I know nothing about Kurt Vonnegut except for this quote of his that I stumbled across and saved many years ago.

And, over those years, I’ve taken his words to heart, holding onto and celebrating periods of happiness almost desperately.

Because of this I know…I remind myself… this is just a season.

Just a year ago these feelings were a faded, yellowed memory in a journal. Well… several journals, to be honest.

I’ve learnt to expect this shift of tides. This cycle of seasons.

But the reality of it is always more difficult than the memory. The slow vague downhill slide, the gradual daunting dim of twilight, the lonely uncertainty of waiting in the darkness of night for dawn to break. You can use all the flowery, poetic language in the world to try to describe it but all it is really is hard.

It’s fucking hard.

Some days are better than others.

And, based on experience, eventually enough good days will string together in a row and you’ll wake up and realize with a deep sense of relief — I’m ok. I’m ok.

You’re ok.

Like getting over a horrible vague prolonged cold.

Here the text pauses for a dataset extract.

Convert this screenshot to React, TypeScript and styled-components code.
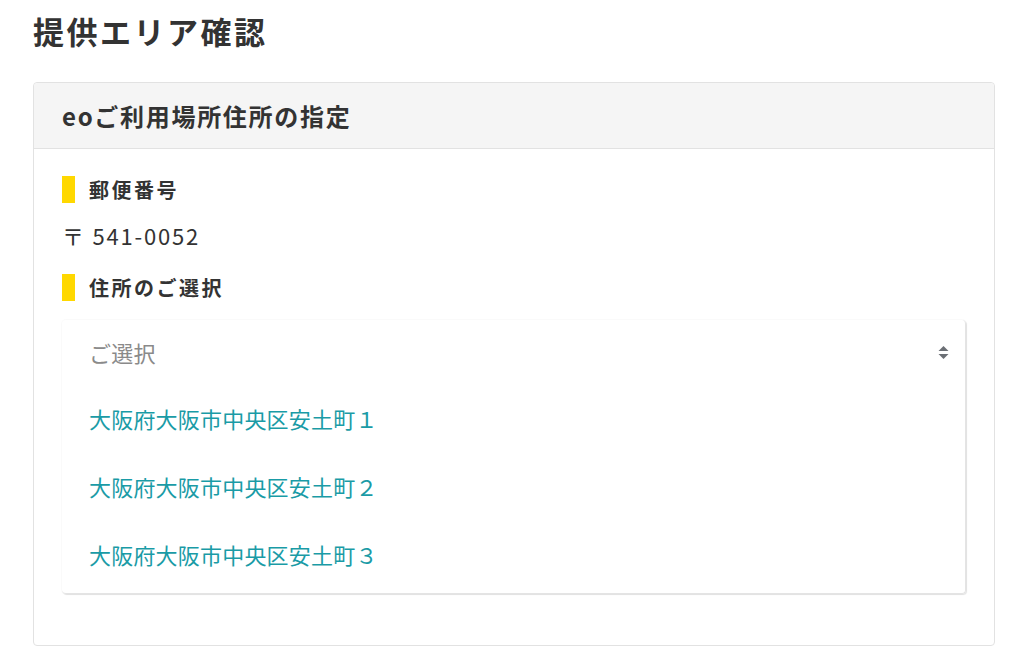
import styled, { createGlobalStyle } from 'styled-components';

const GlobalStyle = createGlobalStyle`
  body {
    margin: 0;
    background: #fff;
    font-family: "Noto Sans CJK JP", "Noto Sans", sans-serif;
    color: #333;
  }
`;

const Page = styled.div`
  padding: 10px 29px 0 33px;
`;

const PageTitle = styled.h1`
  margin: 0 0 30px;
  font-size: 31px;
  letter-spacing: 2.5px;
  line-height: 42px;
  font-weight: 700;
  color: #333;
`;

const Card = styled.section`
  border: 1px solid #e2e2e2;
  border-radius: 4px;
  height: 564px;
  box-sizing: border-box;
`;

const CardHeader = styled.div`
  background: #f5f5f5;
  border-bottom: 1px solid #e2e2e2;
  border-radius: 4px 4px 0 0;
  height: 65px;
  display: flex;
  align-items: center;
  padding: 0 28px;
  font-size: 24px;
  letter-spacing: 1.7px;
  font-weight: 700;
  color: #333;
`;

const CardBody = styled.div`
  padding: 26px 28px 0;
`;

const Label = styled.div`
  display: flex;
  align-items: center;
  gap: 14px;
  height: 28px;
  font-size: 20px;
  letter-spacing: 2.5px;
  font-weight: 700;
  color: #333;
  &::before {
    content: '';
    width: 13px;
    height: 27px;
    background: #ffd800;
  }
`;

const Postal = styled.div`
  margin: 17px 0 23px;
  font-size: 22px;
  letter-spacing: 1.8px;
  line-height: 30px;
  color: #333;
`;

const Menu = styled.div`
  margin-top: 19px;
  border-radius: 4px;
  box-shadow: 1px 1px 1px rgba(0, 0, 0, 0.1), 0 0 0 1px rgba(0, 0, 0, 0.02);
  border-right: 1px solid #e4e4e4;
  border-bottom: 1px solid #e4e4e4;
  padding-bottom: 5px;
`;

const Placeholder = styled.div`
  display: flex;
  align-items: center;
  justify-content: space-between;
  height: 64px;
  padding: 0 16px 0 27px;
  font-size: 22px;
  letter-spacing: 0.3px;
  color: #8a8a8a;
`;

const Option = styled.div`
  height: 68px;
  display: flex;
  align-items: center;
  padding: 0 27px;
  font-size: 22px;
  letter-spacing: 0.2px;
  color: #1a9ba6;
`;

const SortIcon = () => (
  <svg width="11" height="13" viewBox="0 0 11 13" fill="#6b6f75">
    <path d="M5.5 0 L10.5 5 H0.5 Z" />
    <path d="M5.5 13 L10.5 8 H0.5 Z" />
  </svg>
);

const options = ['大阪府大阪市中央区安土町１', '大阪府大阪市中央区安土町２', '大阪府大阪市中央区安土町３'];

export default function App() {
  return (
    <>
      <GlobalStyle />
      <Page>
        <PageTitle>提供エリア確認</PageTitle>
        <Card>
          <CardHeader>eoご利用場所住所の指定</CardHeader>
          <CardBody>
            <Label>郵便番号</Label>
            <Postal>〒 541-0052</Postal>
            <Label>住所のご選択</Label>
            <Menu>
              <Placeholder>
                ご選択
                <SortIcon />
              </Placeholder>
              {options.map((o) => (
                <Option key={o}>{o}</Option>
              ))}
            </Menu>
          </CardBody>
        </Card>
      </Page>
    </>
  );
}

But until then I wake up and remind myself that I can make it to the end of today.

One day.

I can do one day at a time.

One more aisle of the supermarket.

One more email.

One more trip to the gas station to pump my tyre up.

And some days will be better than others. Cling to those days.

‘If this isn’t nice, I don’t know what is.”

And one day, soon, the night will be a memory.

And memories are good because it means you made it through to the other side.

Which, sadly, is more than some can say.